Abstract

The evolution of the southeastern Levant Basin following the Messinian salinity crisis was interpreted, using observations derived from seismic sections and well data, and from output of a two-dimensional forward stratigraphic simulation program (SEDPAK). The working assumption was that the thick evaporitic Messinian sequence was generated in a shallow-water, albeit a topographically deep basin. The sea-level dropped at least 800 m below its present level and may have been as low as 1300 m, the latter value representing the reconstructed depth of the top Messinian in the deep part of the basin.
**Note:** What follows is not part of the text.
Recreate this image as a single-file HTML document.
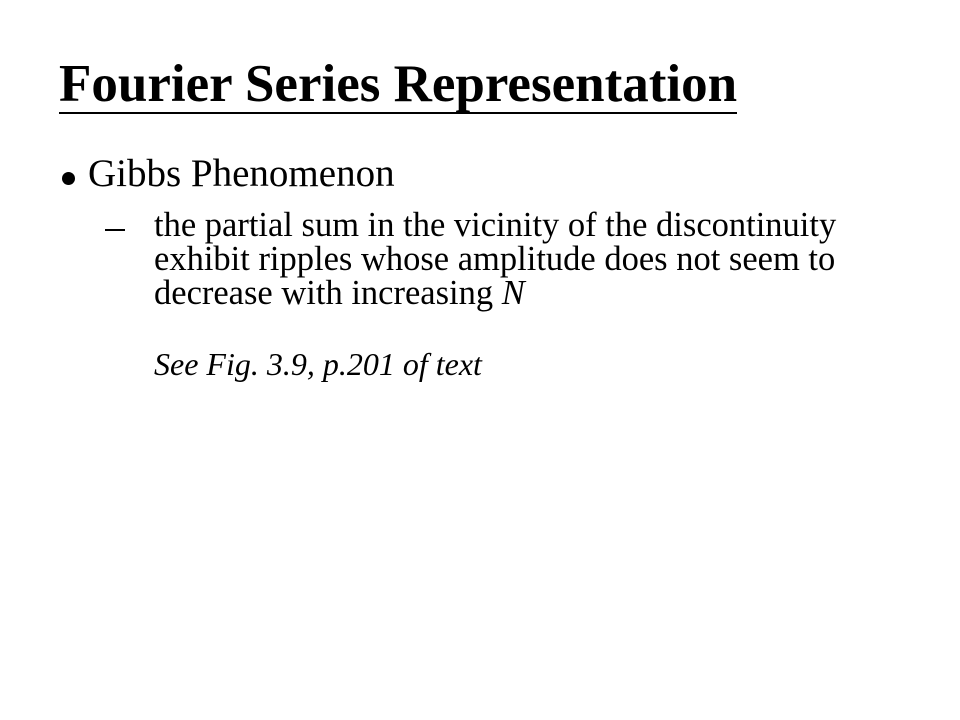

The top of the evaporitic sequence in that part of the basin was virtually horizontal at the end of the Messinian crisis and thus may be used as a regional datum. Subsidence rates measured for the shelf and coastal plain of Israel indicate a reduction of these rates for the Pleistocene when compared to the Pliocene. During the Pleistocene subsidence rates for the base slope increased and dictated the modern physiography of the margin. Earlier, in the Middle to Late Pliocene, small-scale salt movements occurred in the deep basin, producing the fragmented and irregular shape of the “M” horizon (the seismic event marking the top of the evaporitic sequence) and deforming the overlying Pliocene section. The simulated rate of sediment supply indicates a constant increase over time for the Pliocene and the Pleistocene, probably in response to an increased influx of Nile-derived, along-shelf sediment transport.